While investigating problems I'm experiencing with bootloader_secure I believe I've identified an error in the HCI TX finite state machine (components/serialization/common/transport/ser_phy/ser_phy_hci.c function hci_tx_fsm_event_process). The relevant code is unchanged from SDKs 11 through
15.
I've observed the following sequence after allocating a transmit buffer for a BLE event:
- SEND transmits, enters WAIT_FOR_FIRST_TX_END
- WAIT_FOR_FIRST_TX_END gets SLIP/SENT, sets timeout, enters WAIT_FOR_ACK
- WAIT_FOR_ACK times out, transmits, enters WAIT_FOR_ACK_OR_TX_END
- WAIT_FOR_ACK_OR_TX_END times out
However, unlike WAIT_FOR_ACK the processing for WAIT_FOR_ACK_OR_TX_END does not detect and process the timeout event.
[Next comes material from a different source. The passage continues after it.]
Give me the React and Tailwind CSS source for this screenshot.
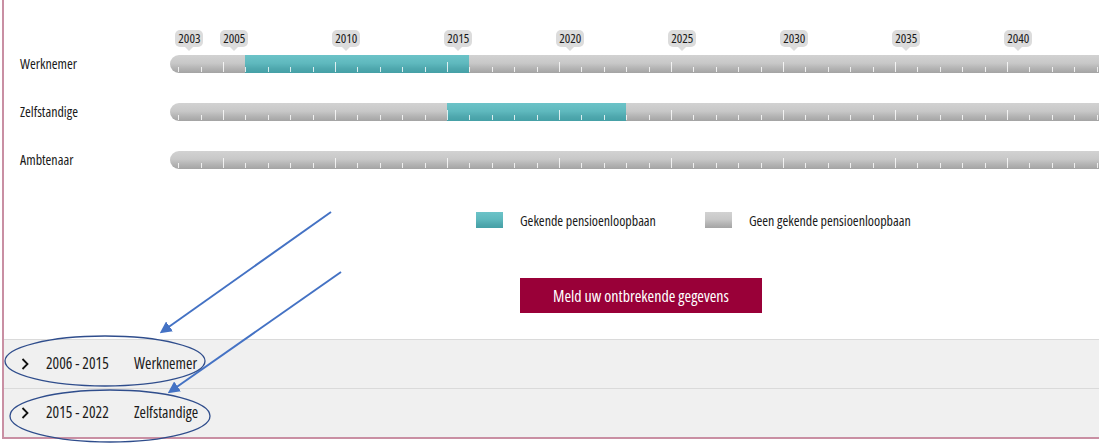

The effect is that the FSM stays in this state with no expected events that would kick it out. In my DFU experience this causes nrfutil to exit with an NRF_ERROR_INTERNAL synthesized by pc-ble-driver because failure to resolve the transmit causes a deadlock in the connectivity application.
Adding the processing for HCI_TIMER_EVT at least invokes the error callback, allowing the connectivity application to regain control. Though this doesn't solve the underlying problem.